After extensive debugging and analysis of the HWP format, bold text (`**text**`) now works correctly:
**The Problem We Solved:**
1. **Character Property References**: HWP's `charPrIDRef` uses position index, not the `id` attribute value
- Fixed by making all charPr IDs sequential (0-5)
2. **Bold Tag Discovery**: Found that HWP requires `<hh:bold/>` tag, not `<hh:fontweight>`
- Analyzed user-corrected HWP file to discover the correct format
3. **Font References**: Bold text needs different `fontRef` values for non-Latin scripts
**What Now Works:**
- ✅ **Bold inline text** renders at 10pt with bold weight (same size as normal text)

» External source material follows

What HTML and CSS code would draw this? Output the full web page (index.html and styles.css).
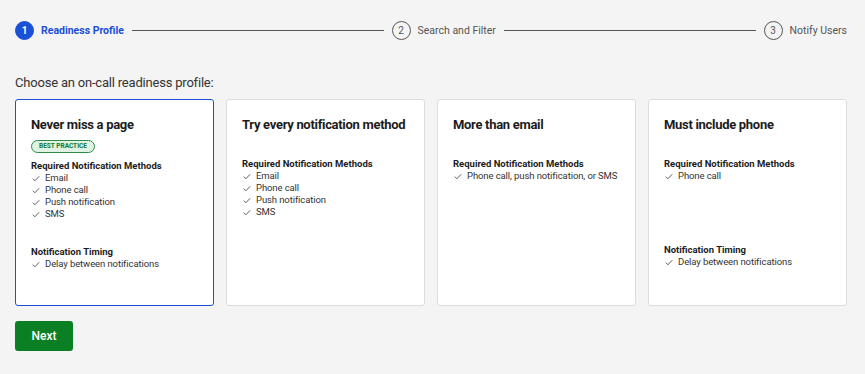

- ✅ **Headings** render at correct sizes (H1: 14pt, H2: 13pt, etc.) with bold
- ✅ Both **English** and **Korean** bold text work correctly
- ✅ No outline boxes or unwanted borders on bold text
**Technical Details:**
- Uses `<hh:bold/>` tag instead of fontweight
- Sequential charPr IDs (0=normal, 1=bold, 2=H1, 3=H2, 4=H3, 5=H4)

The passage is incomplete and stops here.